Statistical Mechanical Analysis of Neural Network Pruning
This provides theoretical guarantees for pruning techniques, benefiting researchers and practitioners in deep learning by explaining empirical observations, though it is incremental as it builds on existing frameworks.
The authors tackled the lack of theoretical understanding of neural network pruning methods by analyzing them under a statistical mechanics framework, deriving generalization error bounds that theoretically justify empirical findings, such as DPP node pruning's superiority and sparse networks generalizing better than dense ones.

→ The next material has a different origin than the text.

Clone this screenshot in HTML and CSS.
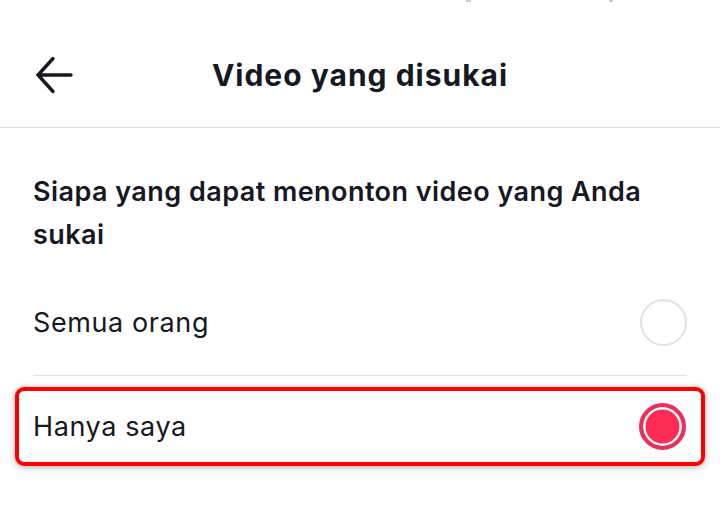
FILE: index.html
```html
<!DOCTYPE html>
<html lang="id">
<head>
<meta charset="utf-8">
<link rel="stylesheet" href="styles.css">
</head>
<body>
<div class="status"><span class="mark m1"></span><span class="mark m2"></span></div>
<header class="topbar">
  <svg class="back" width="38" height="38" viewBox="0 0 38 38" aria-hidden="true">
    <path d="M36 19 H3 M18 2.5 L3 19 L18 35.5" fill="none" stroke="#161823" stroke-width="3.4" stroke-linecap="round" stroke-linejoin="miter"/>
  </svg>
  <h1 class="title">Video yang disukai</h1>
</header>
<main class="content">
  <h2 class="question">Siapa yang dapat menonton video yang Anda sukai</h2>
  <div class="option">
    <span class="label">Semua orang</span>
    <span class="radio"></span>
  </div>
  <div class="option selected">
    <span class="label">Hanya saya</span>
    <span class="radio on"></span>
  </div>
</main>
</body>
</html>
```
FILE: styles.css
```css
* { box-sizing: border-box; }
html, body { margin: 0; padding: 0; background: #fff; }
body {
  width: 720px;
  height: 513px;
  overflow: hidden;
  font-family: "Inter", "Liberation Sans", sans-serif;
  color: #161823;
}
.status { height: 0; position: relative; }
.mark { position: absolute; top: 0; height: 2px; background: #ccc; }
.m1 { left: 466px; width: 5px; }
.m2 { left: 609px; width: 4px; }
.topbar {
  height: 128px;
  padding-top: 22px;
  border-bottom: 1px solid #dcdcdc;
  display: flex;
  align-items: center;
  justify-content: center;
  position: relative;
}
.back { position: absolute; left: 35px; top: 56px; }
.title {
  margin: 0;
  font-size: 30px;
  font-weight: 700;
  letter-spacing: 1px;
  line-height: 34px;
}
.content { padding: 0 33px; }
.question {
  margin: 0;
  padding-top: 42px;
  font-size: 27px;
  font-weight: 600;
  letter-spacing: 0.45px;
  line-height: 43px;
}
.option {
  display: flex;
  align-items: center;
  justify-content: space-between;
  height: 107px;
  border-bottom: 1px solid #e3e3e3;
  margin-top: 13px;
}
.label { font-size: 27px; font-weight: 400; letter-spacing: 0.6px; }
.radio {
  flex: none;
  width: 47px;
  height: 47px;
  border-radius: 50%;
  border: 2px solid #e1e1e1;
}
.option.selected {
  margin: 11px -18px 0;
  padding: 0 15px 0 14px;
  height: 79px;
  border: 4px solid #ff0000;
  border-radius: 9px;
  box-shadow: 0 1px 6px rgba(0,0,0,0.35);
}
.radio.on {
  border: 4px solid #ea2f59;
  background: #fe2c55;
  box-shadow: inset 0 0 0 2.5px #fff;
}
```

Deep learning architectures with a huge number of parameters are often compressed using pruning techniques to ensure computational efficiency of inference during deployment. Despite multitude of empirical advances, there is a lack of theoretical understanding of the effectiveness of different pruning methods. We inspect different pruning techniques under the statistical mechanics formulation of a teacher-student framework and derive their generalization error (GE) bounds. It has been shown that Determinantal Point Process (DPP) based node pruning method is notably superior to competing approaches when tested on real datasets. Using GE bounds in the aforementioned setup we provide theoretical guarantees for their empirical observations. Another consistent finding in literature is that sparse neural networks (edge pruned) generalize better than dense neural networks (node pruned) for a fixed number of parameters. We use our theoretical setup to prove this finding and show that even the baseline random edge pruning method performs better than the DPP node pruning method. We also validate this empirically on real datasets.